» SOURCE DATA:

* * * * * * * * *

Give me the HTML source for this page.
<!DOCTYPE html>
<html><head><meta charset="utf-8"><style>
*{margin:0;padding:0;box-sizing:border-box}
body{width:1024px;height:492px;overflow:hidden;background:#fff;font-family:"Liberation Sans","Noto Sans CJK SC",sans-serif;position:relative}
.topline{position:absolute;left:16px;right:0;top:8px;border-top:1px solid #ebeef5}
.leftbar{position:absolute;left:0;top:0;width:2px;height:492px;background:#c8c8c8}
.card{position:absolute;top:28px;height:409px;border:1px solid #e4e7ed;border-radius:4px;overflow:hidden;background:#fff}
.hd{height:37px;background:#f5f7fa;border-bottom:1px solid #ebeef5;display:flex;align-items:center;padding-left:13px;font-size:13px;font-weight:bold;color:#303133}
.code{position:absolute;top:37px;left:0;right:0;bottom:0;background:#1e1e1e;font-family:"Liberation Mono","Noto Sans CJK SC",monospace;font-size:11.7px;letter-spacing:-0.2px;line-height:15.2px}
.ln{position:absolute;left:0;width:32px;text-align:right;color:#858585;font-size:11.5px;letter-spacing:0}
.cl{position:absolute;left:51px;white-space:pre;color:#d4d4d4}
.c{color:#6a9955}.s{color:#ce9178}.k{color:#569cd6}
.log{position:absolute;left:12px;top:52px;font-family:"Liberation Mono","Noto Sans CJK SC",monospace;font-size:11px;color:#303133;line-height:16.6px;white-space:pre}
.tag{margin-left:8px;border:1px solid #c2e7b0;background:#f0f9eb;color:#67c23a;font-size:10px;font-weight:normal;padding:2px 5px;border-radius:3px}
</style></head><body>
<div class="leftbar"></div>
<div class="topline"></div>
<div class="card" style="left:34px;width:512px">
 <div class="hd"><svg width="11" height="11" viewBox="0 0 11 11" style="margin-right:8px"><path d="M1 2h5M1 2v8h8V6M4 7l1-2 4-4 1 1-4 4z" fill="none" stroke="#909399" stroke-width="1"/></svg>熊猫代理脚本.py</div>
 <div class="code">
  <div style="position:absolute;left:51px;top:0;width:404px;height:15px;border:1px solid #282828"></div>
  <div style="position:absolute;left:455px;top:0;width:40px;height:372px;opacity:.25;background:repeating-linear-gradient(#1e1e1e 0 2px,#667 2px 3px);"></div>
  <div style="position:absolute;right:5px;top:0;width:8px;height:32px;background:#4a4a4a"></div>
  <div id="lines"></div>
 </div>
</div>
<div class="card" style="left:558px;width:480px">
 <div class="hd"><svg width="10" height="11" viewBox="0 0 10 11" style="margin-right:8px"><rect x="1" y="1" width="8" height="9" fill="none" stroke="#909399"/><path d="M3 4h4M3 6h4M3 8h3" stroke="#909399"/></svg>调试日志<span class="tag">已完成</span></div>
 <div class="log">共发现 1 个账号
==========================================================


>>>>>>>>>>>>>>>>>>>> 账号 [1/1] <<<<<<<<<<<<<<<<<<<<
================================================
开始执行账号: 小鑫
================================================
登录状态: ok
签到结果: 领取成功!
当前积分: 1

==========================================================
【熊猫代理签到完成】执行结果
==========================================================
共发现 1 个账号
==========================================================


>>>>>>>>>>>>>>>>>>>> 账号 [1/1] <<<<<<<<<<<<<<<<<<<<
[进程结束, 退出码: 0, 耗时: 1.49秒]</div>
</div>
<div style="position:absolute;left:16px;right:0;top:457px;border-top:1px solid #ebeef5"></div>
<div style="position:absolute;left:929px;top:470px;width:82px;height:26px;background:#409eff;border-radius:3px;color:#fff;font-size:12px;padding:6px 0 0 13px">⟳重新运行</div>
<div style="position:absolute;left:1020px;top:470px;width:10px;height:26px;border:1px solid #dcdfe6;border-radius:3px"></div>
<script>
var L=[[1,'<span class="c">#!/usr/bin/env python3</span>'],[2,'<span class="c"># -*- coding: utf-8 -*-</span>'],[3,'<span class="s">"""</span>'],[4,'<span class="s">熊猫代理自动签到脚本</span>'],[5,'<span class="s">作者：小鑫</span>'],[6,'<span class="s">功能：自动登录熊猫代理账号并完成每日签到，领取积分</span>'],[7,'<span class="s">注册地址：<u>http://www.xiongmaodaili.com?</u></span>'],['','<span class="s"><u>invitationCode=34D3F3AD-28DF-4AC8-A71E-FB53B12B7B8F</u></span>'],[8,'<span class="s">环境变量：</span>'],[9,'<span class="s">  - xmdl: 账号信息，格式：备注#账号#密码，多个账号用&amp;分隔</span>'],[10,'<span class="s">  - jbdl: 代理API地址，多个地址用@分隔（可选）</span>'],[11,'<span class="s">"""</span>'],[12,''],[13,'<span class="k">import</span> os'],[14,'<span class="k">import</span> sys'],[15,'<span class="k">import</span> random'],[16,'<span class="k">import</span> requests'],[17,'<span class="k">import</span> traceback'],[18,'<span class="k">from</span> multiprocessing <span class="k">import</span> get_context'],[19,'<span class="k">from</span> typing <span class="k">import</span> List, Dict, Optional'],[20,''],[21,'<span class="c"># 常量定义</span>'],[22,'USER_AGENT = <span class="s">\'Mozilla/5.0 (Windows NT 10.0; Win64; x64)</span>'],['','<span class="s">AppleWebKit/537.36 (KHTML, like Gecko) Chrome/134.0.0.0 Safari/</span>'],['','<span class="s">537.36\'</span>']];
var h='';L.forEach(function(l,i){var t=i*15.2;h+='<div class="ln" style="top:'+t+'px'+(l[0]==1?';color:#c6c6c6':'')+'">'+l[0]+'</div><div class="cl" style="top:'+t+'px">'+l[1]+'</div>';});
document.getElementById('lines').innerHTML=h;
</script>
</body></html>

* * * * * * * * *

» YOUR INSTRUCTIONS: Show the data once more, exactly as it was written.

» FULL ANSWER:
Give me the HTML source for this page.
<!DOCTYPE html>
<html><head><meta charset="utf-8"><style>
*{margin:0;padding:0;box-sizing:border-box}
body{width:1024px;height:492px;overflow:hidden;background:#fff;font-family:"Liberation Sans","Noto Sans CJK SC",sans-serif;position:relative}
.topline{position:absolute;left:16px;right:0;top:8px;border-top:1px solid #ebeef5}
.leftbar{position:absolute;left:0;top:0;width:2px;height:492px;background:#c8c8c8}
.card{position:absolute;top:28px;height:409px;border:1px solid #e4e7ed;border-radius:4px;overflow:hidden;background:#fff}
.hd{height:37px;background:#f5f7fa;border-bottom:1px solid #ebeef5;display:flex;align-items:center;padding-left:13px;font-size:13px;font-weight:bold;color:#303133}
.code{position:absolute;top:37px;left:0;right:0;bottom:0;background:#1e1e1e;font-family:"Liberation Mono","Noto Sans CJK SC",monospace;font-size:11.7px;letter-spacing:-0.2px;line-height:15.2px}
.ln{position:absolute;left:0;width:32px;text-align:right;color:#858585;font-size:11.5px;letter-spacing:0}
.cl{position:absolute;left:51px;white-space:pre;color:#d4d4d4}
.c{color:#6a9955}.s{color:#ce9178}.k{color:#569cd6}
.log{position:absolute;left:12px;top:52px;font-family:"Liberation Mono","Noto Sans CJK SC",monospace;font-size:11px;color:#303133;line-height:16.6px;white-space:pre}
.tag{margin-left:8px;border:1px solid #c2e7b0;background:#f0f9eb;color:#67c23a;font-size:10px;font-weight:normal;padding:2px 5px;border-radius:3px}
</style></head><body>
<div class="leftbar"></div>
<div class="topline"></div>
<div class="card" style="left:34px;width:512px">
 <div class="hd"><svg width="11" height="11" viewBox="0 0 11 11" style="margin-right:8px"><path d="M1 2h5M1 2v8h8V6M4 7l1-2 4-4 1 1-4 4z" fill="none" stroke="#909399" stroke-width="1"/></svg>熊猫代理脚本.py</div>
 <div class="code">
  <div style="position:absolute;left:51px;top:0;width:404px;height:15px;border:1px solid #282828"></div>
  <div style="position:absolute;left:455px;top:0;width:40px;height:372px;opacity:.25;background:repeating-linear-gradient(#1e1e1e 0 2px,#667 2px 3px);"></div>
  <div style="position:absolute;right:5px;top:0;width:8px;height:32px;background:#4a4a4a"></div>
  <div id="lines"></div>
 </div>
</div>
<div class="card" style="left:558px;width:480px">
 <div class="hd"><svg width="10" height="11" viewBox="0 0 10 11" style="margin-right:8px"><rect x="1" y="1" width="8" height="9" fill="none" stroke="#909399"/><path d="M3 4h4M3 6h4M3 8h3" stroke="#909399"/></svg>调试日志<span class="tag">已完成</span></div>
 <div class="log">共发现 1 个账号
==========================================================


>>>>>>>>>>>>>>>>>>>> 账号 [1/1] <<<<<<<<<<<<<<<<<<<<
================================================
开始执行账号: 小鑫
================================================
登录状态: ok
签到结果: 领取成功!
当前积分: 1

==========================================================
【熊猫代理签到完成】执行结果
==========================================================
共发现 1 个账号
==========================================================


>>>>>>>>>>>>>>>>>>>> 账号 [1/1] <<<<<<<<<<<<<<<<<<<<
[进程结束, 退出码: 0, 耗时: 1.49秒]</div>
</div>
<div style="position:absolute;left:16px;right:0;top:457px;border-top:1px solid #ebeef5"></div>
<div style="position:absolute;left:929px;top:470px;width:82px;height:26px;background:#409eff;border-radius:3px;color:#fff;font-size:12px;padding:6px 0 0 13px">⟳重新运行</div>
<div style="position:absolute;left:1020px;top:470px;width:10px;height:26px;border:1px solid #dcdfe6;border-radius:3px"></div>
<script>
var L=[[1,'<span class="c">#!/usr/bin/env python3</span>'],[2,'<span class="c"># -*- coding: utf-8 -*-</span>'],[3,'<span class="s">"""</span>'],[4,'<span class="s">熊猫代理自动签到脚本</span>'],[5,'<span class="s">作者：小鑫</span>'],[6,'<span class="s">功能：自动登录熊猫代理账号并完成每日签到，领取积分</span>'],[7,'<span class="s">注册地址：<u>http://www.xiongmaodaili.com?</u></span>'],['','<span class="s"><u>invitationCode=34D3F3AD-28DF-4AC8-A71E-FB53B12B7B8F</u></span>'],[8,'<span class="s">环境变量：</span>'],[9,'<span class="s">  - xmdl: 账号信息，格式：备注#账号#密码，多个账号用&amp;分隔</span>'],[10,'<span class="s">  - jbdl: 代理API地址，多个地址用@分隔（可选）</span>'],[11,'<span class="s">"""</span>'],[12,''],[13,'<span class="k">import</span> os'],[14,'<span class="k">import</span> sys'],[15,'<span class="k">import</span> random'],[16,'<span class="k">import</span> requests'],[17,'<span class="k">import</span> traceback'],[18,'<span class="k">from</span> multiprocessing <span class="k">import</span> get_context'],[19,'<span class="k">from</span> typing <span class="k">import</span> List, Dict, Optional'],[20,''],[21,'<span class="c"># 常量定义</span>'],[22,'USER_AGENT = <span class="s">\'Mozilla/5.0 (Windows NT 10.0; Win64; x64)</span>'],['','<span class="s">AppleWebKit/537.36 (KHTML, like Gecko) Chrome/134.0.0.0 Safari/</span>'],['','<span class="s">537.36\'</span>']];
var h='';L.forEach(function(l,i){var t=i*15.2;h+='<div class="ln" style="top:'+t+'px'+(l[0]==1?';color:#c6c6c6':'')+'">'+l[0]+'</div><div class="cl" style="top:'+t+'px">'+l[1]+'</div>';});
document.getElementById('lines').innerHTML=h;
</script>
</body></html>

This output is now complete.